--- start ---

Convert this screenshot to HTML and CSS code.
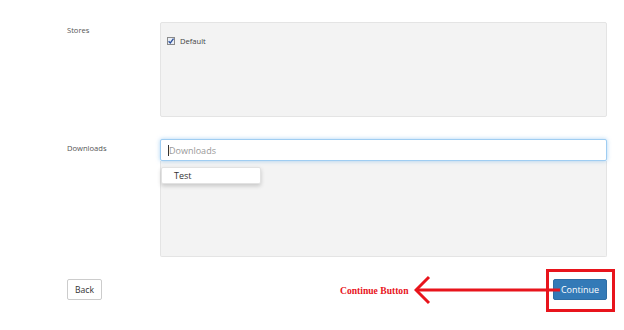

--- end ---
--- start ---

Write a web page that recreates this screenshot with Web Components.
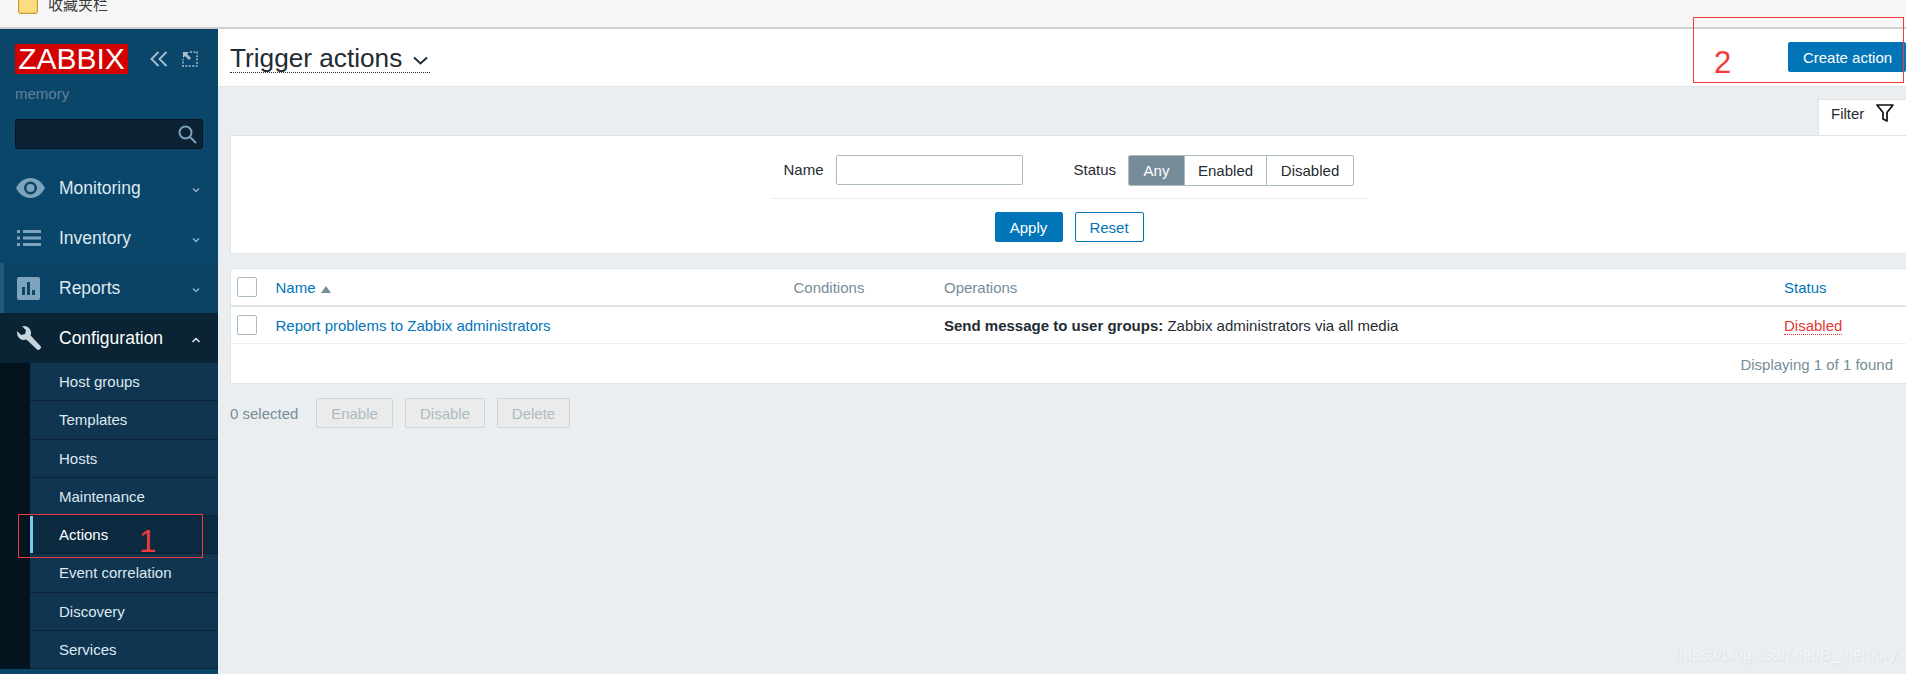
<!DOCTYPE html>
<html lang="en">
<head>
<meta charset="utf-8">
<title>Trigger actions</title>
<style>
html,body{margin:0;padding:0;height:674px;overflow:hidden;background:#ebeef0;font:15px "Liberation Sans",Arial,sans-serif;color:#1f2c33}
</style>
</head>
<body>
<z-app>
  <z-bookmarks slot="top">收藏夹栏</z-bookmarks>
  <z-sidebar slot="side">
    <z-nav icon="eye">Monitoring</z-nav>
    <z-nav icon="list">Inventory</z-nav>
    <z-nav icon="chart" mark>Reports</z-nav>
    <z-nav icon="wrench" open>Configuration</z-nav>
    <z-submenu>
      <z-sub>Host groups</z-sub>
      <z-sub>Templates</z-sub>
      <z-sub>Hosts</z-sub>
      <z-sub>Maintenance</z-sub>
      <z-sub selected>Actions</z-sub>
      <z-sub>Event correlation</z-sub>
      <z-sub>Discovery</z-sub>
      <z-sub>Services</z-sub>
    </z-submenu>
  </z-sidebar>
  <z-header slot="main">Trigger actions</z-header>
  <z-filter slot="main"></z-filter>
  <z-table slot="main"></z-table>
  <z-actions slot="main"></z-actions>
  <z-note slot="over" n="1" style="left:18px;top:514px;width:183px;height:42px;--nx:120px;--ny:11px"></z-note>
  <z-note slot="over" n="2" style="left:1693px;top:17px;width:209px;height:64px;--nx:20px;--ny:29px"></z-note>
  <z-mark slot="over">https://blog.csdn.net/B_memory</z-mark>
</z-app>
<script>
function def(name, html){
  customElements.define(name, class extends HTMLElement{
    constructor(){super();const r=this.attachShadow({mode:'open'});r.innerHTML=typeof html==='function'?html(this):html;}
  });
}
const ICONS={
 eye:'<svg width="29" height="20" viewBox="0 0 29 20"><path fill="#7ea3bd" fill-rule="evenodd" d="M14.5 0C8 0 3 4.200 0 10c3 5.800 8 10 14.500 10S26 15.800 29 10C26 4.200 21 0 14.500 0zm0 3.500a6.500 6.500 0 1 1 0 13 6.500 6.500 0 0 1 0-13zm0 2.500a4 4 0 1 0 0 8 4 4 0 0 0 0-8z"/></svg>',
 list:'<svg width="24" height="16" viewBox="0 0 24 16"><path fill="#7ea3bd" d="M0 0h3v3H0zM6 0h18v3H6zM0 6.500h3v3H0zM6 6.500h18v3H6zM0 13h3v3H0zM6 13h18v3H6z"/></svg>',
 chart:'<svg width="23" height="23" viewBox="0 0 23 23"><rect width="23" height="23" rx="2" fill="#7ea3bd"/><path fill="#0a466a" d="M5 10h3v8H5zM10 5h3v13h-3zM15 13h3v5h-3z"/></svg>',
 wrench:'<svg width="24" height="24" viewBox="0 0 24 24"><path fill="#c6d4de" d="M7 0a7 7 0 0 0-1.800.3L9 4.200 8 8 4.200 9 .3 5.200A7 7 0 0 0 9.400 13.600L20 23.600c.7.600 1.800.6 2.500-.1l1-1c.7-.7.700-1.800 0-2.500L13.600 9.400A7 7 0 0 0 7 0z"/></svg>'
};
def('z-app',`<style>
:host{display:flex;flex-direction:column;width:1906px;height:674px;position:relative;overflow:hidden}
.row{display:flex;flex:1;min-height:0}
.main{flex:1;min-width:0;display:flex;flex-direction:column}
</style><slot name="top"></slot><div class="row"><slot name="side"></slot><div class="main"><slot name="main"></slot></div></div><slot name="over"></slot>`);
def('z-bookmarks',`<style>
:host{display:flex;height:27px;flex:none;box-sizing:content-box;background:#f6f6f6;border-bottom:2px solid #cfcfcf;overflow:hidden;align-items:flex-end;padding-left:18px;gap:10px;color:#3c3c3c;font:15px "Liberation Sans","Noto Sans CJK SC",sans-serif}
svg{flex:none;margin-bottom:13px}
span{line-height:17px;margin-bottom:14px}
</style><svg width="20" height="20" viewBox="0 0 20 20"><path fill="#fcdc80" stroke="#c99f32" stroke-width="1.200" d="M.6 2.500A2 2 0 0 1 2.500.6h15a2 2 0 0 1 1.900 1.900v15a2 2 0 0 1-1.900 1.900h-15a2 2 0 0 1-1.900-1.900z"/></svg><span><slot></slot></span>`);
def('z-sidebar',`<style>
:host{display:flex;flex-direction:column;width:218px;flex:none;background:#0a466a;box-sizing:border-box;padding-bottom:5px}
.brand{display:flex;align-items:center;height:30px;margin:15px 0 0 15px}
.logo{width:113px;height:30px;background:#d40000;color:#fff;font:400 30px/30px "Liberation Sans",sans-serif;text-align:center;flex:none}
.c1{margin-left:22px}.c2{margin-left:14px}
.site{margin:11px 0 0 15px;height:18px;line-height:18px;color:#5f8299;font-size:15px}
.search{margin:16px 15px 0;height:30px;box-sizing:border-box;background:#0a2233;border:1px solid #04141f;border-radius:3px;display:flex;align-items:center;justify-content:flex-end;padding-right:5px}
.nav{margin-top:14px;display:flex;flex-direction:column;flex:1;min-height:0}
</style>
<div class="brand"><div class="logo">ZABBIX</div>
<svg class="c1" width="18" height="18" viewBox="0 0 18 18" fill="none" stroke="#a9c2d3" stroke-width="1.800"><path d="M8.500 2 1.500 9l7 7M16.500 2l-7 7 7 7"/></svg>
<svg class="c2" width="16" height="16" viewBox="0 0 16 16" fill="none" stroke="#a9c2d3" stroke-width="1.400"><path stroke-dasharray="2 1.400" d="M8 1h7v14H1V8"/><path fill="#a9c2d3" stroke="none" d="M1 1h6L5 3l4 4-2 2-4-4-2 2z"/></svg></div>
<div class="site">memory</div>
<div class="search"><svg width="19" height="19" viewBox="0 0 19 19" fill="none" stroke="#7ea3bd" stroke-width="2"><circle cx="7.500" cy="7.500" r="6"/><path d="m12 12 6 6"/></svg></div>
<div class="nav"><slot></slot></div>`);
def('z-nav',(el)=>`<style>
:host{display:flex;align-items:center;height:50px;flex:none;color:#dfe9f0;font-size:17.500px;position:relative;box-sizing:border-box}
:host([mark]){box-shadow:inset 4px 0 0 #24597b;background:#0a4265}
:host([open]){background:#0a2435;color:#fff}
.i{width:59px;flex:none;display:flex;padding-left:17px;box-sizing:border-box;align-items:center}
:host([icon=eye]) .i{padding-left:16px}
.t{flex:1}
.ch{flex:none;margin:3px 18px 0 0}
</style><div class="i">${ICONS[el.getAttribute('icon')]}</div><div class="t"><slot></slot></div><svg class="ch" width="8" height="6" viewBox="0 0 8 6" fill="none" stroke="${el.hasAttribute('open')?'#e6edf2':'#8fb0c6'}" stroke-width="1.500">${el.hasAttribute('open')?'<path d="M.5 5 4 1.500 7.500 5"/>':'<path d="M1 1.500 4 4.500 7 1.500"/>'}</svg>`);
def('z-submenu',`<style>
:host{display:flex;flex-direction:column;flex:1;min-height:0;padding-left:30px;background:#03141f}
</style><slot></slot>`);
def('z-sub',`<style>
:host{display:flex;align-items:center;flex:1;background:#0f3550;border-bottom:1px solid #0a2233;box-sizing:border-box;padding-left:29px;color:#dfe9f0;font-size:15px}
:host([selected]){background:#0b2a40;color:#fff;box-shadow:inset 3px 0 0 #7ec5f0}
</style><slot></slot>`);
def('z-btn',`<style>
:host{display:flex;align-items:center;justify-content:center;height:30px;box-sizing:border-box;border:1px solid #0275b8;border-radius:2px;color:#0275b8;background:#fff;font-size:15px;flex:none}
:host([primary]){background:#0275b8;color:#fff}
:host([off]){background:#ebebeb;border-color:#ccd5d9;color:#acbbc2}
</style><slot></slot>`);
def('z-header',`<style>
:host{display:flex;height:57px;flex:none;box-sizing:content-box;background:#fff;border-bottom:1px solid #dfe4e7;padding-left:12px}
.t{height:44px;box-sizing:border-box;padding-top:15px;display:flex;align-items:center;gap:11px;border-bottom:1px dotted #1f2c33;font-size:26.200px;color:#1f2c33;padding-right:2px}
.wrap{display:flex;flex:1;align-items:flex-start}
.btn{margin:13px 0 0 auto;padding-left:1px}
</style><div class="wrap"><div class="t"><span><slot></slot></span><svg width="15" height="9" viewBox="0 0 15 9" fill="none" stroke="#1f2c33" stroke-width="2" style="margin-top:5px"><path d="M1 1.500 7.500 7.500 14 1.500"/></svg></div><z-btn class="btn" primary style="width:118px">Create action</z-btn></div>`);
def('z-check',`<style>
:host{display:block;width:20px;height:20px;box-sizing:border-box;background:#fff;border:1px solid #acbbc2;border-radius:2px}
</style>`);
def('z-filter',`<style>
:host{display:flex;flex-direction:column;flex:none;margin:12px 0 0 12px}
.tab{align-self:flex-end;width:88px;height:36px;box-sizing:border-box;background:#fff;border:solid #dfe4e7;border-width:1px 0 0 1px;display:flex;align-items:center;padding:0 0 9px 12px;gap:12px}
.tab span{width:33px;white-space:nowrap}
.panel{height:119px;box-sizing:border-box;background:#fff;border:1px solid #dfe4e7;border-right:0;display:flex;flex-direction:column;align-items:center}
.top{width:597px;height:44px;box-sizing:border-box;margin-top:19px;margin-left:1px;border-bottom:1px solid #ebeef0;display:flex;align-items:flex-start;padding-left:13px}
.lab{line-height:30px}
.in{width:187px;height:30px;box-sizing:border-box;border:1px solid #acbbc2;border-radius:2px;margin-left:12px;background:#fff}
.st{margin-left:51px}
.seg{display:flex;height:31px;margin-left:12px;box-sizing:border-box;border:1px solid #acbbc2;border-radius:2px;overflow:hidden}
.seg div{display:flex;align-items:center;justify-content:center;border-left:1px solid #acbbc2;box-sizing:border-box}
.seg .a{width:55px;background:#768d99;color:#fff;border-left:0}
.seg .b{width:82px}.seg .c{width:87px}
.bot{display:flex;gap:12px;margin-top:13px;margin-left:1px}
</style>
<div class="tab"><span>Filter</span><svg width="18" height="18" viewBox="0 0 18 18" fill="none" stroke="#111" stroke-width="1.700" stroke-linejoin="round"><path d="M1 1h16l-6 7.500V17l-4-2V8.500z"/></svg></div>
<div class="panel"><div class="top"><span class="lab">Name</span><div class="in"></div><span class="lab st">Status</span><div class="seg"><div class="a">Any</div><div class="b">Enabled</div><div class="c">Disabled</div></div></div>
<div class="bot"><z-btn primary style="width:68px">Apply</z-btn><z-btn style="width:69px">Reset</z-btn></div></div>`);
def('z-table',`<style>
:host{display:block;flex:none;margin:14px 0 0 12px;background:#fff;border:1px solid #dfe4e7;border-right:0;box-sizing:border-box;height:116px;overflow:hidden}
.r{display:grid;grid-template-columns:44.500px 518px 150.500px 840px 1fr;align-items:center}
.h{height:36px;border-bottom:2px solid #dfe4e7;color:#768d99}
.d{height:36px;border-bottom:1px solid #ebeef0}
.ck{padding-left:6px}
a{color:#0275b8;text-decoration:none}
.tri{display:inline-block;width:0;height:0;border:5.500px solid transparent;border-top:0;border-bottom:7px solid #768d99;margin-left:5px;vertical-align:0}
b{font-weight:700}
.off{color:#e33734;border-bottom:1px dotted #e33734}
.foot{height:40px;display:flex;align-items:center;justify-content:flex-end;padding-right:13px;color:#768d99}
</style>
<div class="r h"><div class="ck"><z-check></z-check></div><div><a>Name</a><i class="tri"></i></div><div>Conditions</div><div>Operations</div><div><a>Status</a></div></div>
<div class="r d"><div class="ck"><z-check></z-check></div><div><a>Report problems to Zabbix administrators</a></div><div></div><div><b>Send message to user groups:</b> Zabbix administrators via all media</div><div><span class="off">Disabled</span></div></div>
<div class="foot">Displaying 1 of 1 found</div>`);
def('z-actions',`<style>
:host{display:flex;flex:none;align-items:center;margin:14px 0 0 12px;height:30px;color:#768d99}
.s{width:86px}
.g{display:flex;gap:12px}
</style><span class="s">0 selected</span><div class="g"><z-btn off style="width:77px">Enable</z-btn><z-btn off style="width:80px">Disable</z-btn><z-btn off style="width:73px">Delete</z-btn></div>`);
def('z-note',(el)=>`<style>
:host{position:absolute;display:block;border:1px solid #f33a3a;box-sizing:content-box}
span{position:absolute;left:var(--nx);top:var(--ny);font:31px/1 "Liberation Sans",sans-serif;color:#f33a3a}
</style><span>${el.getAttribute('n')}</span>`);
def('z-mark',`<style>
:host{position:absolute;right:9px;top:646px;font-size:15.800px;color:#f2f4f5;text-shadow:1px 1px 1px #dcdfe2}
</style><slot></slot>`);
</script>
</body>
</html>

--- end ---
--- start ---

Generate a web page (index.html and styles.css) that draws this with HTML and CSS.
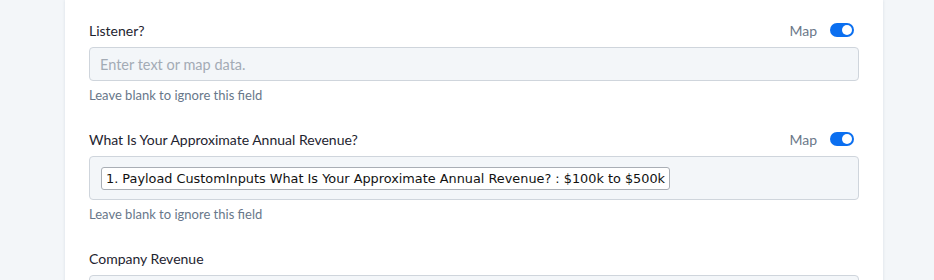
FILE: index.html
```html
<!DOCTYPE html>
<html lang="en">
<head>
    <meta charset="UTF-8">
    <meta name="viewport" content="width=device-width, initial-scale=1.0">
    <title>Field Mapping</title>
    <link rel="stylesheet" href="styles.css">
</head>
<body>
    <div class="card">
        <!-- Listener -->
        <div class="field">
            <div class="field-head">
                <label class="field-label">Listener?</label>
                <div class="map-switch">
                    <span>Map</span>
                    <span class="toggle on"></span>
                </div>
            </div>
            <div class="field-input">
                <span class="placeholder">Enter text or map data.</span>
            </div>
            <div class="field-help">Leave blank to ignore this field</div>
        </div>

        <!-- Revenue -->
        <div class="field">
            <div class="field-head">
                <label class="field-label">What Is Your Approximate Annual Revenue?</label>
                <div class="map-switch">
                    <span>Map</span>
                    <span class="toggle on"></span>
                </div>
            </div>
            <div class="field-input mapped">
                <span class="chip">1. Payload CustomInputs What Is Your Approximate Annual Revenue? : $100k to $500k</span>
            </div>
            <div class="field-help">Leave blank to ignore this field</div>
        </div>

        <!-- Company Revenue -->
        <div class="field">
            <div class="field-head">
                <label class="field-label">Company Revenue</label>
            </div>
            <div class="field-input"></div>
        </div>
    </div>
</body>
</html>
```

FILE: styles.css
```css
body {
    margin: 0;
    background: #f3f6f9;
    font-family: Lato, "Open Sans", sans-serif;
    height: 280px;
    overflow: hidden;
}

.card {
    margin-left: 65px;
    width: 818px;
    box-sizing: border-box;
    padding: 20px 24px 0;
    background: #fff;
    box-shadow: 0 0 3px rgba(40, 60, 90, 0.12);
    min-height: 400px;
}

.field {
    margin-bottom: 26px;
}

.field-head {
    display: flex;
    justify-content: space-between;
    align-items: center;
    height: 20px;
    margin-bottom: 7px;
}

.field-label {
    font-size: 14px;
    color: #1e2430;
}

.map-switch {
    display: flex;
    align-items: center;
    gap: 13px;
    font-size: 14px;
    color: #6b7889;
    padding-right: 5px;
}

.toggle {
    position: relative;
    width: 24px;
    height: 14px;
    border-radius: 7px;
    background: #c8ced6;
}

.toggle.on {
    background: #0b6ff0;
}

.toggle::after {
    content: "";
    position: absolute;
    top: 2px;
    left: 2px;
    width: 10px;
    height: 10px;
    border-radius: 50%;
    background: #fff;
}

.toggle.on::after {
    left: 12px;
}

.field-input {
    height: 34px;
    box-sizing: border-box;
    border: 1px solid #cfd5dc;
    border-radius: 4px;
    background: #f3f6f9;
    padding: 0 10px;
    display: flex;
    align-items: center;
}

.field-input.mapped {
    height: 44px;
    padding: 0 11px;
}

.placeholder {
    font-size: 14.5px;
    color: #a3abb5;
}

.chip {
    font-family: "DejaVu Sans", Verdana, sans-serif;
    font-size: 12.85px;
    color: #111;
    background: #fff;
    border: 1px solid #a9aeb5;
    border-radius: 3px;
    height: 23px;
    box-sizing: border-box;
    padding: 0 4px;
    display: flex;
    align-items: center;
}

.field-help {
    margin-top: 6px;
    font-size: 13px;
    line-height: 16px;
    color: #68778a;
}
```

--- end ---

**What you are asked to do**.
List every line in the records above that contains the word "with".

**Answer for the task**.
Write a web page that recreates this screenshot with Web Components.
Generate a web page (index.html and styles.css) that draws this with HTML and CSS.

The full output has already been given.